A ces questions, les
réponses demeurent souvent imprécises, incomplètes, voire évasives,
comme si l'on avait peur d'accentuer les divisions du bouddhisme, et de
raviver les tensions entre ses deux grandes branches.
Et pourtant, ces questions
sont essentielles pour avoir une vue d'ensemble de la doctrine.
Elle met le doigt sur
un point important: loin d'être monolithique, le bouddhisme est composée
de nombreuses branches et écoles différentes, si bien qu'il serait plus
juste de parler non pas du bouddhisme en général, mais des
bouddhismes en particulier.
De plus, ce serait
une erreur de considérer la pensée initiée par le Bouddha Gotama
comme une philosophie pérenne, figée dans le temps. Il s'agirait plutôt
d'un processus évolutif continu, se modifiant progressivement lors de
son expansion géographique et de sa rencontre avec les traditions locales.
Pour distinguer les
différences entre le Petit et le Grand Véhicules, il nous faudrait remonter
aux sources, jusqu'au bouddhisme primitif ou originel, enseigné par le
Bouddha
Gotama vers le Vè s. avt JC au nord-est de l'Inde, et suivre son évolution
pendant plus de 10 siècles à l'intérieur et en dehors du pays.
Un peu d'histoire
L'histoire du bouddhisme,
comme le reste de l'histoire de l'Inde ancienne, est particulièrement
floue, par manque de documents fiables, si bien que nous devons nous contenter
d'une étude très approchée.
A la disparition du
Bouddha
Gotama, vers 480 av. JC, les communautés de moines dispersées dans
le nord-est de l'Inde se trouvèrent dans un grand désarroi: il n'y avait
aucun enseignement par écrit, aucune directive et aucun successeur désigné.

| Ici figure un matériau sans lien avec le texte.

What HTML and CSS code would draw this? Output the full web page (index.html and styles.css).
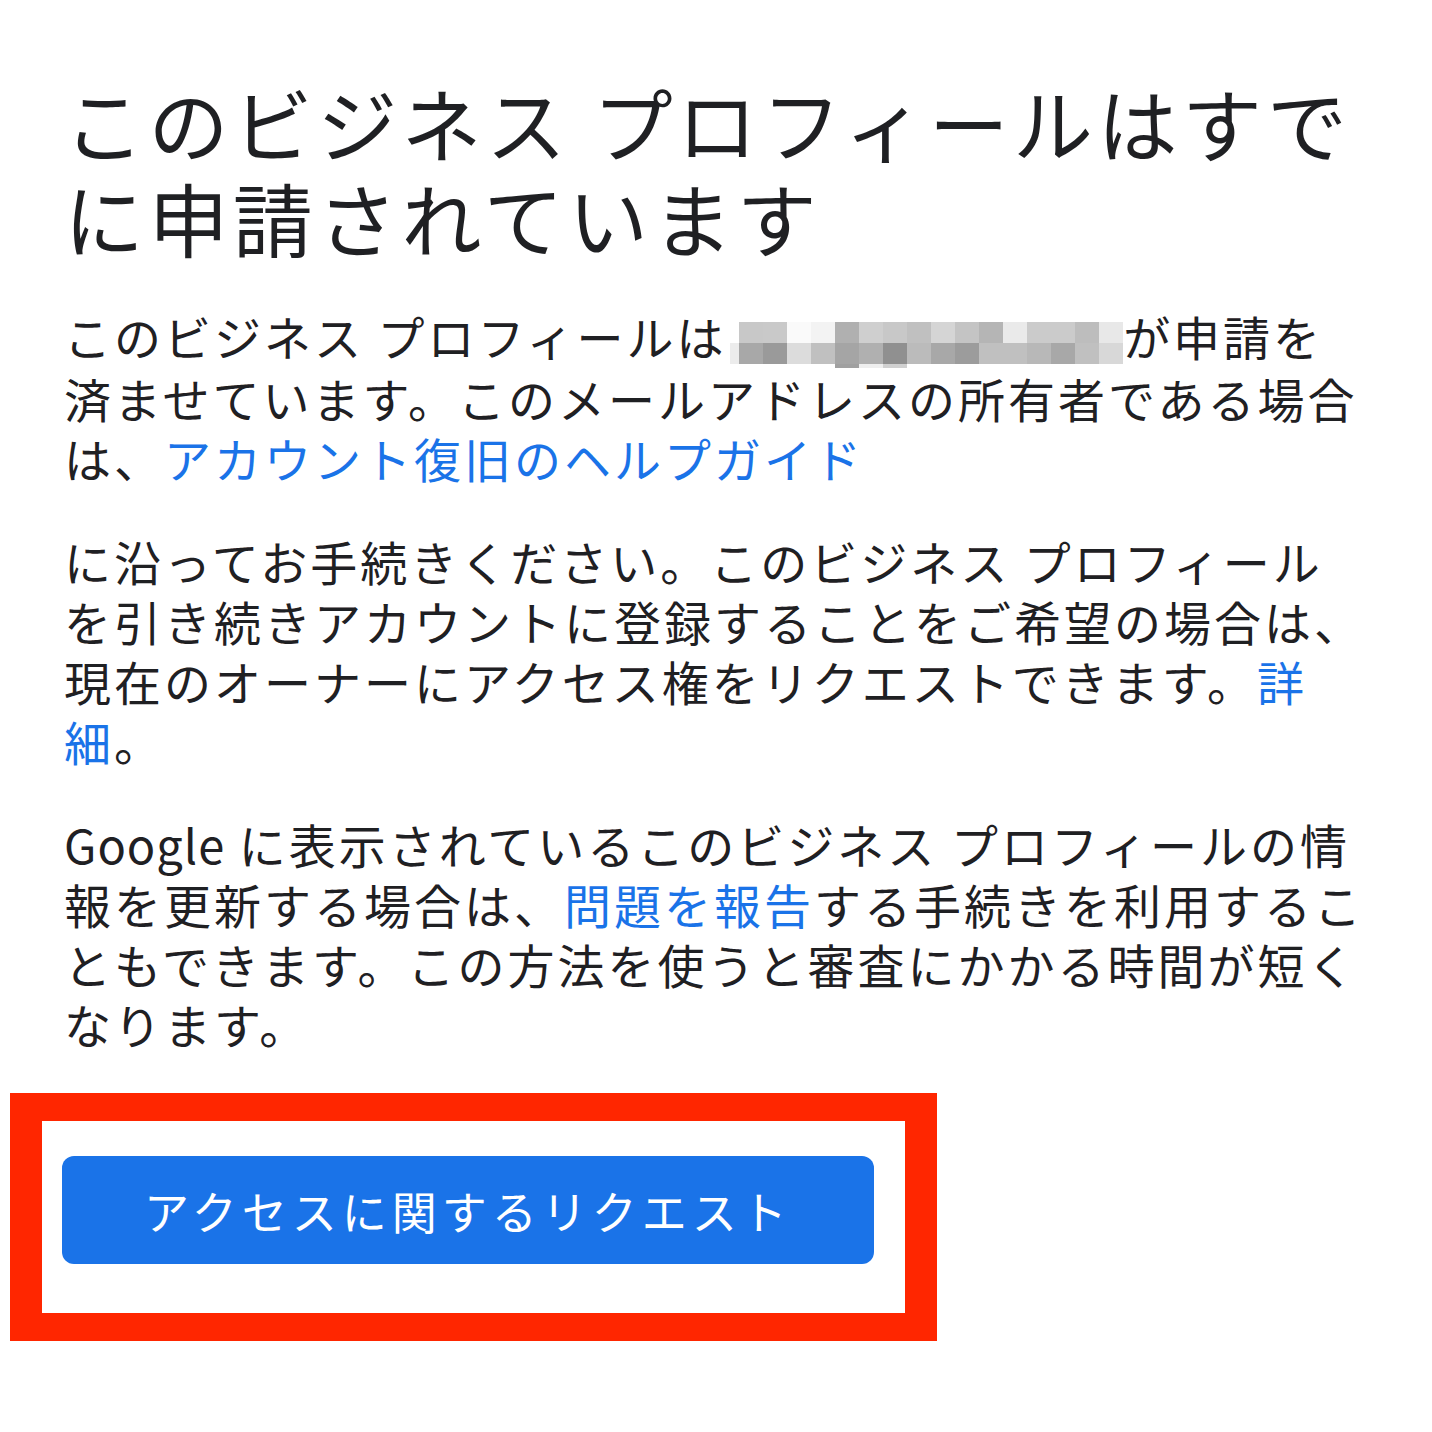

Pendant que tout un chacun était abattu par le deuil, l'un des moines,
Subhadda,
s'écria: " Ne vous lamentez plus, mes frères! Pendant des années,
le Grand Samana (sage errant) nous répétait sans cesse: ‘faites
ceci, ne faites pas cela!' Maintenant que nous en sommes délivrés, nous
pouvons faire ce que nous avons envie de faire, et ne pas faire ce que
nous n'aimons pas ". En entendant ces paroles,
Maha-kashyapa, le
disciple le plus âgé, s'empressa de convoquer en urgence une assemblée
de toutes les communautés de moines.
Ce fut le Premier Concile,
qui eut lieu 3 mois après la mort du Bouddha, dans une grotte à
Rajagriha,
capitale du Maghada. Pendant 7 mois, 500 moines, tous Arahats
(éveillés),
se réunirent pour se remémorer et réciter les enseignements du Bouddha.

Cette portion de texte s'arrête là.